Tensor CSAMT survey over the Sulphur Springs thermal area, Valles Caldera, New Mexico, United States of America, Part II: Implications for CSAMT methodology

The resistivity model for the Sulphur Springs area in the companion paper (Part I) plus the availability of overlapping controlled‐source audiomagnetotelluric (CSAMT) and magnetotelluric (MT) data has allowed study of far‐field to near‐field transitions, source field geometries over the survey area, and scalar‐tensor impedance discrepancies. The regional setting of conductive Paleozoic sediments over resistive basement seriously reduced depth of exploration within the plane‐wave regime to about 1/20th of the transmitter‐receiver separation, rather than the traditional 1/3rd to 1/5th based on half‐space models. As frequency falls to where skin depth in the sedimentary layer exceeds its thickness, transmitter electromagnetic (EM) fields enter the resistive basement and may diffuse to the receiver with relatively little attenuation, promoting near‐field behavior. Comparisons are made of observed electric (E) and magnetic (H) fields inside and outside the caldera with EM fields computed from layered resistivity models derived from local 1-D inversion of the ρa and θ, and from simple 3-D models.

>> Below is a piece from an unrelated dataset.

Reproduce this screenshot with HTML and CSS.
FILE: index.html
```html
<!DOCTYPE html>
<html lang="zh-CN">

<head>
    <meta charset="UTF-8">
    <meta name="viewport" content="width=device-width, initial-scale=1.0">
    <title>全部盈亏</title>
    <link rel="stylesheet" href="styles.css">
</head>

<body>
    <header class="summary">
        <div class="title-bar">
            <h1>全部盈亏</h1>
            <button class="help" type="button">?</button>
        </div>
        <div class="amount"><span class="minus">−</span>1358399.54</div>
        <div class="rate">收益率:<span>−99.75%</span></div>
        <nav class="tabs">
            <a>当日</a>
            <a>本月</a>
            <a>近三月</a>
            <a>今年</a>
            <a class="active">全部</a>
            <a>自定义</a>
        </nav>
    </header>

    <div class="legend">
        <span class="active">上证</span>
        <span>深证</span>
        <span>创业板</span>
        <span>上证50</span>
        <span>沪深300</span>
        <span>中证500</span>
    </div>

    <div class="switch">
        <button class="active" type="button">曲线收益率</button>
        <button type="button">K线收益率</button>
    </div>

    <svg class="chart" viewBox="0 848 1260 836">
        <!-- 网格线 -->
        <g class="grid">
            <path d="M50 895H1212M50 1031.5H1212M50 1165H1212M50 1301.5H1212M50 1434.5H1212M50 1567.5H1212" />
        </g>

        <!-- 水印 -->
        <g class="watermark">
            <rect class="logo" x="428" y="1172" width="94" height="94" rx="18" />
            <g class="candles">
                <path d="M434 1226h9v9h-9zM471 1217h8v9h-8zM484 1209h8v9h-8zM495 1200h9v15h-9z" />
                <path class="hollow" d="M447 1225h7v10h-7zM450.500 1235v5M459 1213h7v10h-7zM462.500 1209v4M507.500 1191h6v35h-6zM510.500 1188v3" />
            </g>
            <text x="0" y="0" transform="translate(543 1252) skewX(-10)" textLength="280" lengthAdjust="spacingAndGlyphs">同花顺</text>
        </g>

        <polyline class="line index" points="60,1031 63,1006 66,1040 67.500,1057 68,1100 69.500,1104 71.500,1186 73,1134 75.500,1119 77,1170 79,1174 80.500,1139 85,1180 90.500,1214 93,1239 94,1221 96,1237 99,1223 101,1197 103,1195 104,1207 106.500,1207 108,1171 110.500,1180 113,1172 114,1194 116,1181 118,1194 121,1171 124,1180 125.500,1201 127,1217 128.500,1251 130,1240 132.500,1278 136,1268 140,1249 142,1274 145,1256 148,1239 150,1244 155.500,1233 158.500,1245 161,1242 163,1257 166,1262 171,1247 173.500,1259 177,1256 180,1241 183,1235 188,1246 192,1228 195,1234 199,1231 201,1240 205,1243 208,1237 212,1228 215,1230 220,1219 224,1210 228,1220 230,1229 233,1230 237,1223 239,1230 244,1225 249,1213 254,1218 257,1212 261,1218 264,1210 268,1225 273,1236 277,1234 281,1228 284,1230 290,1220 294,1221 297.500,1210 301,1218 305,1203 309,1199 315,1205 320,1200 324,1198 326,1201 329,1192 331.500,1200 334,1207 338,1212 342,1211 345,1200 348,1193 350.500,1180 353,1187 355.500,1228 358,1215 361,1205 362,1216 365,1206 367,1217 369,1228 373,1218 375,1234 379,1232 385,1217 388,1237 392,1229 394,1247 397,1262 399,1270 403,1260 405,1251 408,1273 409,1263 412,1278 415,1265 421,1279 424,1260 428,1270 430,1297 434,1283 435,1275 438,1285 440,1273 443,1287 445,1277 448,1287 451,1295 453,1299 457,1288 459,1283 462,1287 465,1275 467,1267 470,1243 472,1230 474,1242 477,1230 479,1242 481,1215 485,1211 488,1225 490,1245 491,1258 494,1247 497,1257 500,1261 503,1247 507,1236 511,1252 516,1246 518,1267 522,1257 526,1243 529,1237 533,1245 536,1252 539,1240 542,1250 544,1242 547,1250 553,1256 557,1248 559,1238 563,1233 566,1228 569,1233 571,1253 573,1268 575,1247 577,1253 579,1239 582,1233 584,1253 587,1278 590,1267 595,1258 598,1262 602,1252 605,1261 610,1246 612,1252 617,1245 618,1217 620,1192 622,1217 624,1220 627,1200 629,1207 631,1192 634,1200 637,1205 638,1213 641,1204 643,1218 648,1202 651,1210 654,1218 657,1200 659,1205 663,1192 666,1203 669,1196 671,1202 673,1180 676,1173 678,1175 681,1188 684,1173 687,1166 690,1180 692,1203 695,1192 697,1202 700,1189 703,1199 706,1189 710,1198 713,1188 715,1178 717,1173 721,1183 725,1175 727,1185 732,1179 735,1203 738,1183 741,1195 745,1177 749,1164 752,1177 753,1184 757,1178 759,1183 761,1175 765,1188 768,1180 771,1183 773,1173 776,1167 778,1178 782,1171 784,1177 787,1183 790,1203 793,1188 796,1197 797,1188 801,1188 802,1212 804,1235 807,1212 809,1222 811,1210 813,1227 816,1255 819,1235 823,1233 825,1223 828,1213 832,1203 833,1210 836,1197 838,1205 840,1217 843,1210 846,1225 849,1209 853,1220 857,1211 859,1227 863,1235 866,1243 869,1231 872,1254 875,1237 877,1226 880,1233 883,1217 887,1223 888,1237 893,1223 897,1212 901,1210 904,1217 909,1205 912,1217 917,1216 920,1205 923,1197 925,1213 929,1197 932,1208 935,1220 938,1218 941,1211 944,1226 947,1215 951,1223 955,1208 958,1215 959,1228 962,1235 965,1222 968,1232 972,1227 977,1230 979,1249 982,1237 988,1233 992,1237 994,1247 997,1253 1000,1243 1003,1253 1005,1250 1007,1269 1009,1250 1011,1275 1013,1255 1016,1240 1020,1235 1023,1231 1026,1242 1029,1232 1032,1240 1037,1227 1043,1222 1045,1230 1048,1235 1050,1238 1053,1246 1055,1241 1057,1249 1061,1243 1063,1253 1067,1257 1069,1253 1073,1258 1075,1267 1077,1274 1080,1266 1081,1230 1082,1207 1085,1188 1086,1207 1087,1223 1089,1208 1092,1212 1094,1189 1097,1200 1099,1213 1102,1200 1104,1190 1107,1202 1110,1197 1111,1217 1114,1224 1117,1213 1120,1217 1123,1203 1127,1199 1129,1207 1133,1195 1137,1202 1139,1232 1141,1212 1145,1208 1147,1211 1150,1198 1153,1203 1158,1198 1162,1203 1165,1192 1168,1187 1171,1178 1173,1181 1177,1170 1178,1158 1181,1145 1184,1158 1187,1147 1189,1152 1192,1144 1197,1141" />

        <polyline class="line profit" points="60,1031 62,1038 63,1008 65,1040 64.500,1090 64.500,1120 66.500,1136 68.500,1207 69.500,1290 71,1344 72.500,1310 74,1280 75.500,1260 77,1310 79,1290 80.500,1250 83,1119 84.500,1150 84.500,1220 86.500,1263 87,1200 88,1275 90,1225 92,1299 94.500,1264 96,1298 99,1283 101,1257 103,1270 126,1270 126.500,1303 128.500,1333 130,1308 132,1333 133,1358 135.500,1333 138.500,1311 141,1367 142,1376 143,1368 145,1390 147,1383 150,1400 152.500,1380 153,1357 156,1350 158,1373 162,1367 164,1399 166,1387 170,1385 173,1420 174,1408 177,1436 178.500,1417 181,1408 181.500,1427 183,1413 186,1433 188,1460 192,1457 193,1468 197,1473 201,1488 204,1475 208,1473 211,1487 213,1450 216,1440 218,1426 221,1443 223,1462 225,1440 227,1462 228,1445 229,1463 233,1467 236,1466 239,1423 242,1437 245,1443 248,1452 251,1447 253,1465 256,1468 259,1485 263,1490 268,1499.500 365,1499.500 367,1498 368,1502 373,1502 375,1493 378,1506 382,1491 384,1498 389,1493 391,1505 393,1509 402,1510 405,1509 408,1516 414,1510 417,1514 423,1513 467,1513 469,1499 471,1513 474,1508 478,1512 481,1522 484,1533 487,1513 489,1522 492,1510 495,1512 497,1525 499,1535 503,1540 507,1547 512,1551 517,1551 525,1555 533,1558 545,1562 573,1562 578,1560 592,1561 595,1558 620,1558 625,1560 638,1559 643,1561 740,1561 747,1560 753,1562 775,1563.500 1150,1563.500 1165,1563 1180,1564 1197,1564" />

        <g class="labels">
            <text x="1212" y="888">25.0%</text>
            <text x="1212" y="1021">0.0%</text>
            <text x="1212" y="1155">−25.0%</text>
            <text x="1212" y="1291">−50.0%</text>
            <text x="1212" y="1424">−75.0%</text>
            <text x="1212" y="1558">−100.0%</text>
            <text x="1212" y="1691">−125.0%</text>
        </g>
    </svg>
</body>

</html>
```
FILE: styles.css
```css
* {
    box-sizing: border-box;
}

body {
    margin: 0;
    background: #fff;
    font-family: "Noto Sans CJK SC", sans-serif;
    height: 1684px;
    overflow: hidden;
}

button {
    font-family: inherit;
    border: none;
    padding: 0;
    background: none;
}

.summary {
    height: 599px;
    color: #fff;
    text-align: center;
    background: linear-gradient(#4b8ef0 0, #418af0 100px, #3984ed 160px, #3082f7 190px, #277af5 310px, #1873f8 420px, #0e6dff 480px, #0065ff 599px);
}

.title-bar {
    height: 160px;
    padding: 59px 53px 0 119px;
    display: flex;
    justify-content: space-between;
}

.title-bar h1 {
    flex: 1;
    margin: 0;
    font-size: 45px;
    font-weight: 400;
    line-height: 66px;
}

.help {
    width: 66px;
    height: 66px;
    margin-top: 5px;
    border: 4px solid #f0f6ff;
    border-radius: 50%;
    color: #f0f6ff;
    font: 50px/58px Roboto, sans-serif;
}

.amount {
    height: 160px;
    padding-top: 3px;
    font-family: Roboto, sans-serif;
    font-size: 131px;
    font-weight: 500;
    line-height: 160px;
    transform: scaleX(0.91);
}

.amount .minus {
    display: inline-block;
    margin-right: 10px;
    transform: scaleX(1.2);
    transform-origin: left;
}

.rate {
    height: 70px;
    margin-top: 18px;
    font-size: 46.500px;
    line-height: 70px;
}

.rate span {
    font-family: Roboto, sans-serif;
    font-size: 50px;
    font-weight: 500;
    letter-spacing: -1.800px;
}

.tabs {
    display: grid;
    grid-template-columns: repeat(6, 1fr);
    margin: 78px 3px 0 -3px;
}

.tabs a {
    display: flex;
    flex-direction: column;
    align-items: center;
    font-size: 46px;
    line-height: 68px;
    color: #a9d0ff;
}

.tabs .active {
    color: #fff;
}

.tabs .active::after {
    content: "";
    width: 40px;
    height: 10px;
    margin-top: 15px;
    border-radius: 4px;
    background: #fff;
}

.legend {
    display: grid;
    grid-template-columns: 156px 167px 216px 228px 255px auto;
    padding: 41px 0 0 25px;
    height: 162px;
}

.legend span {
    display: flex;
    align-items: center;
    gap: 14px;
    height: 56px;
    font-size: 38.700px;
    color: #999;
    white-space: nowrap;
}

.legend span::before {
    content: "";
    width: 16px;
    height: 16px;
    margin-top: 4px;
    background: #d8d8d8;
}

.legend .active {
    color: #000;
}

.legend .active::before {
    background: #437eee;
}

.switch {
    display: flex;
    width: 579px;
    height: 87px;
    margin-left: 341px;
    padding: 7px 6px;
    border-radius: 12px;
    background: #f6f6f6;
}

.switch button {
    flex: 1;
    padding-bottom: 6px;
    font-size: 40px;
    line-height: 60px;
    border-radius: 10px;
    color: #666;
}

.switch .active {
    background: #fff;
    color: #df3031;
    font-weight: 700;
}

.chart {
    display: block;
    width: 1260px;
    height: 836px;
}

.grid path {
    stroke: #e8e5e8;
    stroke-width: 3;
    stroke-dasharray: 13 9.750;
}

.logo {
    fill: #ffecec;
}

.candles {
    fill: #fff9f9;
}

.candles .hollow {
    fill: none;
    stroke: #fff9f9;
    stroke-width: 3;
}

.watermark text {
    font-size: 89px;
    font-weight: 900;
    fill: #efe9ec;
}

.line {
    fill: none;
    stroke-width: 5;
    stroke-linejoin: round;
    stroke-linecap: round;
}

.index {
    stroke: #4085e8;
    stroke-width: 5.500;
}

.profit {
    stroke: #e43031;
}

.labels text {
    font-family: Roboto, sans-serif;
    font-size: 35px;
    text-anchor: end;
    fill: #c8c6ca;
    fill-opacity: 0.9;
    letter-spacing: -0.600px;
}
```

First, the comparisons indicate that small‐scale structure near the transmitter does not lead to overprint effects in the impedance data at the receiver but, instead, acts as an equivalent far‐field source. Second, at both high and low frequencies, the observed E and H fields can depart substantially from those predicted by local layered models. In fact, an effective regional layering appears to control the magnetic field amplitudes and the far‐to near‐field transition in this survey area. The observed electric fields, on the other hand, are controlled by all scales of geology. When heterogeneity is important, significant departures between scalar and tensor CSAMT data can be expected, and are exacerbated when the source field is poorly coupled to the sensors. The problem is much reduced for vector CSAMT measurements where all horizontal field components are measured and the maximally coupled results are defined, but mode identification is more difficult for multidimensional structures.